* EXERCISE DESCRIPTION:
Your output is the lines from the first one to the one containing "import React from 'react';", repeated exactly, with images left out.

* RAW DATA:

--------------------------------------------------

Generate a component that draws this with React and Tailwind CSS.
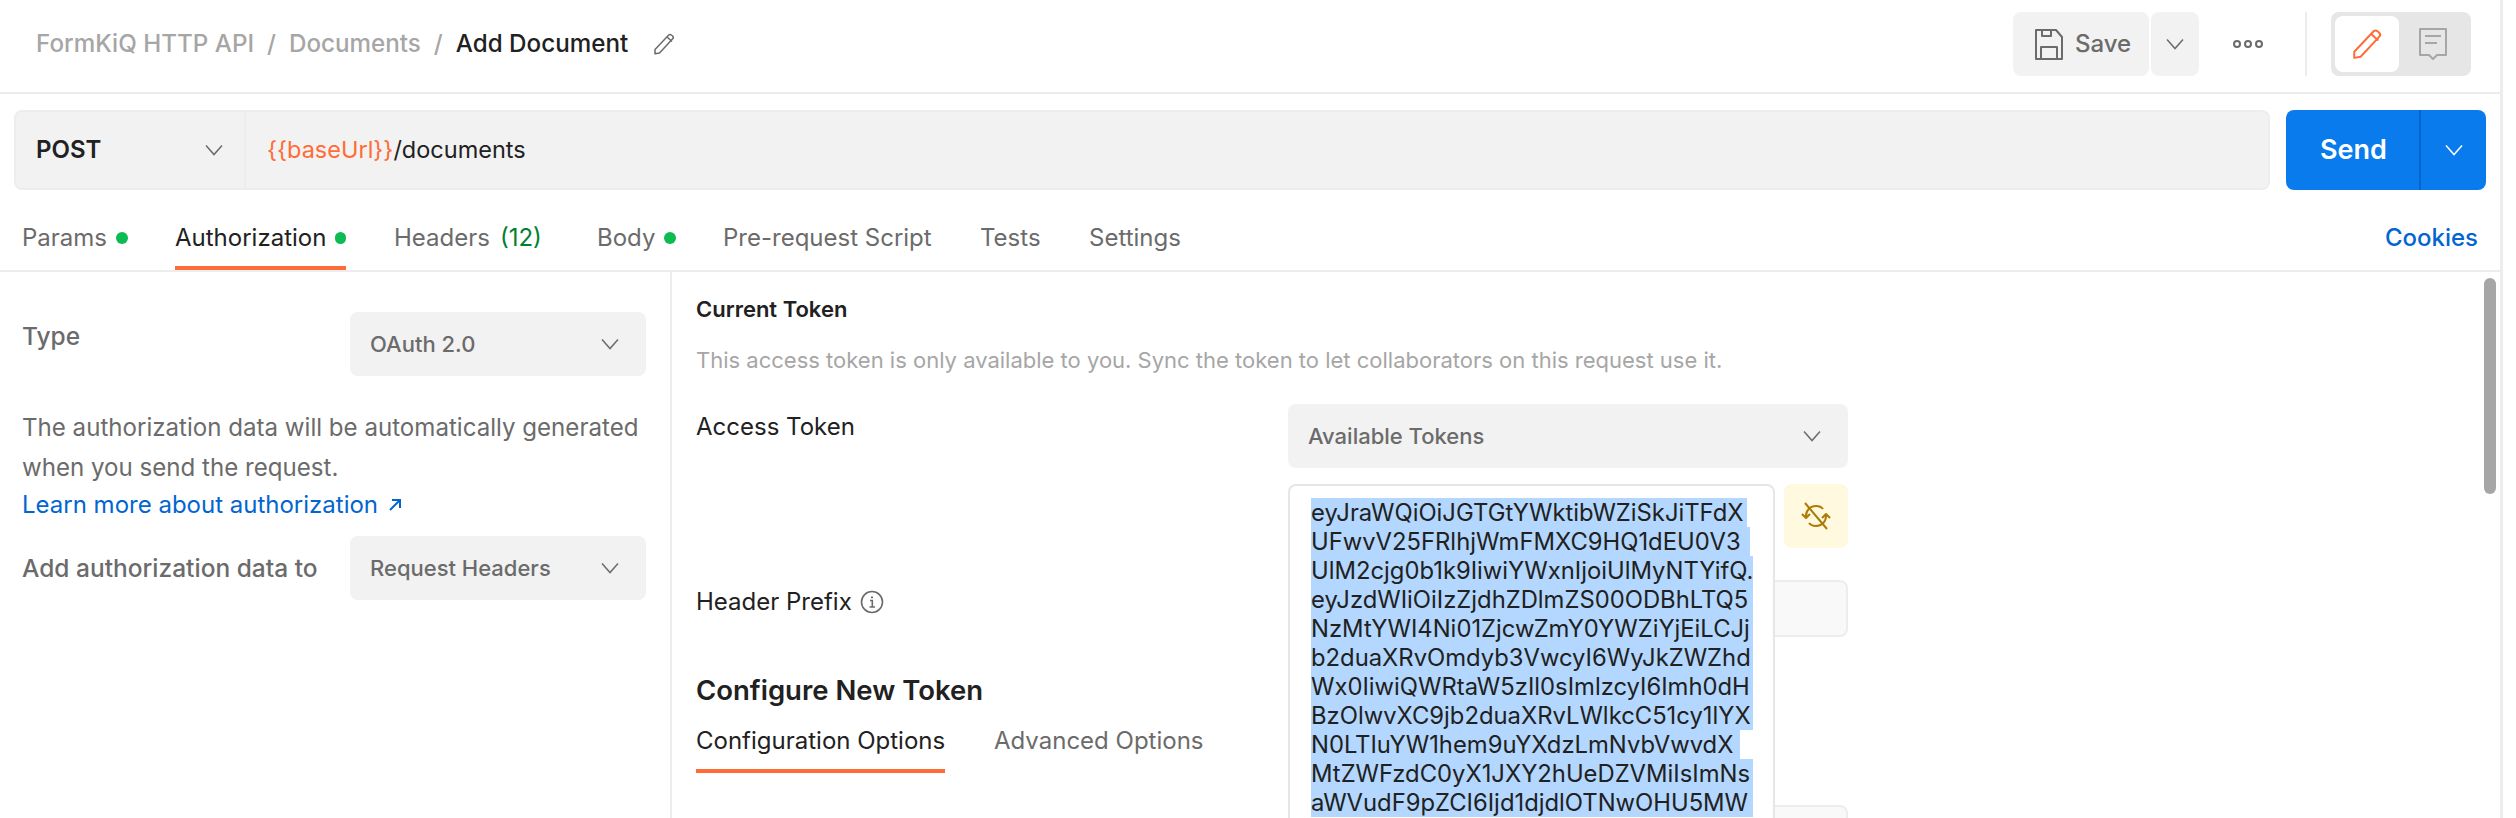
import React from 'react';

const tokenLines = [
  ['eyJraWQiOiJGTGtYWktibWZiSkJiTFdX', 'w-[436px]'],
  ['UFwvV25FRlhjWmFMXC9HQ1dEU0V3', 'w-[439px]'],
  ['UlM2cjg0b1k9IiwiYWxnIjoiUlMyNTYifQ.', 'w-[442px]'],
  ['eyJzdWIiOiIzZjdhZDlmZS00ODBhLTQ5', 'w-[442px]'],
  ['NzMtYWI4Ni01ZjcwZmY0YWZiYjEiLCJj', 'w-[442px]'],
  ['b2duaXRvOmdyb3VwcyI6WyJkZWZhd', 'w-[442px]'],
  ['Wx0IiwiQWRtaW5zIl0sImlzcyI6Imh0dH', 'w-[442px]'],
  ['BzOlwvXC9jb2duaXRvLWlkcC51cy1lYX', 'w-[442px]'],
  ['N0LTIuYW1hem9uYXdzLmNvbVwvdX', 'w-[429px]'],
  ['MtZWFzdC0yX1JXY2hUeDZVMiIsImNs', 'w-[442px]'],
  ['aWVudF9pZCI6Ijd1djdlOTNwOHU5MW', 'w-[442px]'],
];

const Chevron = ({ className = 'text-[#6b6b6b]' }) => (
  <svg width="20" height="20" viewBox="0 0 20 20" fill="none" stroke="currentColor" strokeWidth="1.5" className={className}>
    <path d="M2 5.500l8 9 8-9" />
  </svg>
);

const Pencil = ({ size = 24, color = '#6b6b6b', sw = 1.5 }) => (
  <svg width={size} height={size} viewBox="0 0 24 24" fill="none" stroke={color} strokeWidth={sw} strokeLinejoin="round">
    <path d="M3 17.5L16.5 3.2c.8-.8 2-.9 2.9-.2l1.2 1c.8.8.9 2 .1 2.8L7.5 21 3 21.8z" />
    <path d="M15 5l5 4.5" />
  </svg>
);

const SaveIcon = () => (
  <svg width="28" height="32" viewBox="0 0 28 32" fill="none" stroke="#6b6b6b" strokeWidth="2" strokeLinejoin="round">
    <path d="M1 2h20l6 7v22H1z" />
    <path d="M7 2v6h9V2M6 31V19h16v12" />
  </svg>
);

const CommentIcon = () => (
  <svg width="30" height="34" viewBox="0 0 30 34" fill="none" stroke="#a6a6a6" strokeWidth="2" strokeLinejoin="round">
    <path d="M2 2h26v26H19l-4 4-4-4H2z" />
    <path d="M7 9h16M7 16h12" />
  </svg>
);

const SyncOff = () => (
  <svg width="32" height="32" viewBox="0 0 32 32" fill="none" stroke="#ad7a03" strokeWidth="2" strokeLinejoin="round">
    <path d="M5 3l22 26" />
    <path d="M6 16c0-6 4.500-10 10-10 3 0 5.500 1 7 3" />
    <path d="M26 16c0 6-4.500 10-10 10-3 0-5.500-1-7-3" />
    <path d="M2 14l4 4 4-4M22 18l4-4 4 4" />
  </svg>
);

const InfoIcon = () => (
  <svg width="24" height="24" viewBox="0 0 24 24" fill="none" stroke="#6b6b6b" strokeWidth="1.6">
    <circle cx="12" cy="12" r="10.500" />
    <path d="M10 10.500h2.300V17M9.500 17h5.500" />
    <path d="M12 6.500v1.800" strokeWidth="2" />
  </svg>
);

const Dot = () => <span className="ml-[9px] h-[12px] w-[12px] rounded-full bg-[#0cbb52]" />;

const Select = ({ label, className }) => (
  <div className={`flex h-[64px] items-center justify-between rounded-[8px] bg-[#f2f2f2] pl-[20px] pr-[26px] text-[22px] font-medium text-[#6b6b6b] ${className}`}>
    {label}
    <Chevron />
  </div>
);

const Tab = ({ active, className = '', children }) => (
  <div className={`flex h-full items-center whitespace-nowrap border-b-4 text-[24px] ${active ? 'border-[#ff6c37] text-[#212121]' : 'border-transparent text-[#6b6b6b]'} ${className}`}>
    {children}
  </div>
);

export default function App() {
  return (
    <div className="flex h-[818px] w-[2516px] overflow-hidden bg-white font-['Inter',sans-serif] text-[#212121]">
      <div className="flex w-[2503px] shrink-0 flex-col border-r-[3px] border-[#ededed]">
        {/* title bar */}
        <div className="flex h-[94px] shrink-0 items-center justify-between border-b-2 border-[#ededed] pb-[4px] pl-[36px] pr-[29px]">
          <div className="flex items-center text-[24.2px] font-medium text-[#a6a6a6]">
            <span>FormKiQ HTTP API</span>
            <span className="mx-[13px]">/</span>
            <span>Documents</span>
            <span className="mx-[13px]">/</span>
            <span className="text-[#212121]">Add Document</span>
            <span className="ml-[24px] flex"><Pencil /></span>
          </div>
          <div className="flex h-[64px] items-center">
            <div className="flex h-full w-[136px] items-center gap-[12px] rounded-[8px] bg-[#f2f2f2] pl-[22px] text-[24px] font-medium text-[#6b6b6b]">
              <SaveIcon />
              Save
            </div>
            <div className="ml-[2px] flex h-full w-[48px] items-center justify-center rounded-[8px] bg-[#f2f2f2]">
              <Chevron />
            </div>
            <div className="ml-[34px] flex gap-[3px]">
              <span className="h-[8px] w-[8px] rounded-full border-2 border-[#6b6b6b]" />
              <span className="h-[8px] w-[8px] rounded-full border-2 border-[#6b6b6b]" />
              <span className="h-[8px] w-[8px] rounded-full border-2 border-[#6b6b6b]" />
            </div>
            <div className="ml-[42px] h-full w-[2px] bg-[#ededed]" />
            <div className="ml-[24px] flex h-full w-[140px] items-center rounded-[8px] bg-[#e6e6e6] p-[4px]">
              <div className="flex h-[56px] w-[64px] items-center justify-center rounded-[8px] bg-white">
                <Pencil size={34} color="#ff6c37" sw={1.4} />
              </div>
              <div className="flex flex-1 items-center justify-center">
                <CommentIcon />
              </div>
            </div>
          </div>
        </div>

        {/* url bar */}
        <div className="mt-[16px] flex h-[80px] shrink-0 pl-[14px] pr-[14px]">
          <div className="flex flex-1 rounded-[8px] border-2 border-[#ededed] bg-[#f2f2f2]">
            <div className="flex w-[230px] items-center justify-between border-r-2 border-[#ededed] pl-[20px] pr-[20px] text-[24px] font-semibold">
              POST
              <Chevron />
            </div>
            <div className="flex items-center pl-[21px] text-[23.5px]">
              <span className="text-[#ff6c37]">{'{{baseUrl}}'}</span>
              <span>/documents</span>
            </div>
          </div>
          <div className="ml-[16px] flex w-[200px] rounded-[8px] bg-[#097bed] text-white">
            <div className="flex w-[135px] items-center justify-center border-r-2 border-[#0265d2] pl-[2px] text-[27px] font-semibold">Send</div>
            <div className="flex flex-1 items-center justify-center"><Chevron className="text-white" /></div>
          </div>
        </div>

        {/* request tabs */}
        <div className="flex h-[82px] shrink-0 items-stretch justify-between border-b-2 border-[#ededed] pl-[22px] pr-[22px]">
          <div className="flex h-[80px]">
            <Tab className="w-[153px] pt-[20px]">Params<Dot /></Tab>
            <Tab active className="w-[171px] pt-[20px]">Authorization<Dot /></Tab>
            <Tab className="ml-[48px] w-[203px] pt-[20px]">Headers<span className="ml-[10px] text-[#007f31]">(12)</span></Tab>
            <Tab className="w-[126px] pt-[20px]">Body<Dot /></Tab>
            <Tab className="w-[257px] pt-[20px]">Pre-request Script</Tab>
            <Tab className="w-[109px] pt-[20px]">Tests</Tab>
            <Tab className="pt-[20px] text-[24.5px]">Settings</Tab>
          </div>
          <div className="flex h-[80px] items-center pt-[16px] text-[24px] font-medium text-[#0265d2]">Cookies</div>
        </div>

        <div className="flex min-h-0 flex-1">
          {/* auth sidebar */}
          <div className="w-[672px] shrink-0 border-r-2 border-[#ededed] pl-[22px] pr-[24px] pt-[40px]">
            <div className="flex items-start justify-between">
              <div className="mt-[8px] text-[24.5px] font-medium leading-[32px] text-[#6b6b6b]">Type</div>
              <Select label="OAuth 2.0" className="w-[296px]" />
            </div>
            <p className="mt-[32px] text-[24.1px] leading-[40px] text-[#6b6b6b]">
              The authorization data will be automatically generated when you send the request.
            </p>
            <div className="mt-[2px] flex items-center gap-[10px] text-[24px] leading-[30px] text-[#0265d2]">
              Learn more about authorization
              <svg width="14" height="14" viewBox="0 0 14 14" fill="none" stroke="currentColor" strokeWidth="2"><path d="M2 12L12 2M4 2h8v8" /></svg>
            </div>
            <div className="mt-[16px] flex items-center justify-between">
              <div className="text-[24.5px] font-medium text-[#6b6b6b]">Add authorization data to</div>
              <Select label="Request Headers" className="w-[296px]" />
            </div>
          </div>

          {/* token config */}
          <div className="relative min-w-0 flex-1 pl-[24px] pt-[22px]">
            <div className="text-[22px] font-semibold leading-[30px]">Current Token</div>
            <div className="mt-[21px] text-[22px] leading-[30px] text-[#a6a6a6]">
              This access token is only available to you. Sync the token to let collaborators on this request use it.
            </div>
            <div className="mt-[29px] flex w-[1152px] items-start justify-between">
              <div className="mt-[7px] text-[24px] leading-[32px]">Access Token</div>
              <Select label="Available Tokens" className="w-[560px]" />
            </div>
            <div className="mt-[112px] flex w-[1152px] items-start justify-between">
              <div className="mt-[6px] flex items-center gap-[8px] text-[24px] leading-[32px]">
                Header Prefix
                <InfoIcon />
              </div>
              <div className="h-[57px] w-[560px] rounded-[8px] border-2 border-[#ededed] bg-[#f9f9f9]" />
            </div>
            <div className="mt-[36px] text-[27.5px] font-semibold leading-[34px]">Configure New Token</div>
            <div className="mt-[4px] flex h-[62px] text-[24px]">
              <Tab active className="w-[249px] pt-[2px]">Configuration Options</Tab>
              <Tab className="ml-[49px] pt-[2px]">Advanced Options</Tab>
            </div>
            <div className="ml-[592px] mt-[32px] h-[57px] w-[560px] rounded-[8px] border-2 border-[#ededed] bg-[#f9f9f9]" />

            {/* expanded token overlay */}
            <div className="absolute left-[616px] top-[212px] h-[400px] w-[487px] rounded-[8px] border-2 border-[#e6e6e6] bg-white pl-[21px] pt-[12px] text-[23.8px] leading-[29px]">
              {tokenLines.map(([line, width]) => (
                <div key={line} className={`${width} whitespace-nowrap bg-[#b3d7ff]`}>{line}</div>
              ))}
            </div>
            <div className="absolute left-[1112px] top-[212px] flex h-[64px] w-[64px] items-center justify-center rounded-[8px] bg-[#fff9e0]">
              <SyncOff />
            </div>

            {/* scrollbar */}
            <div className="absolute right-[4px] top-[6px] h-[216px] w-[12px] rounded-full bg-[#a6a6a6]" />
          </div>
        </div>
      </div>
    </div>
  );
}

--------------------------------------------------

* WRITTEN REPLY:
Generate a component that draws this with React and Tailwind CSS.
import React from 'react';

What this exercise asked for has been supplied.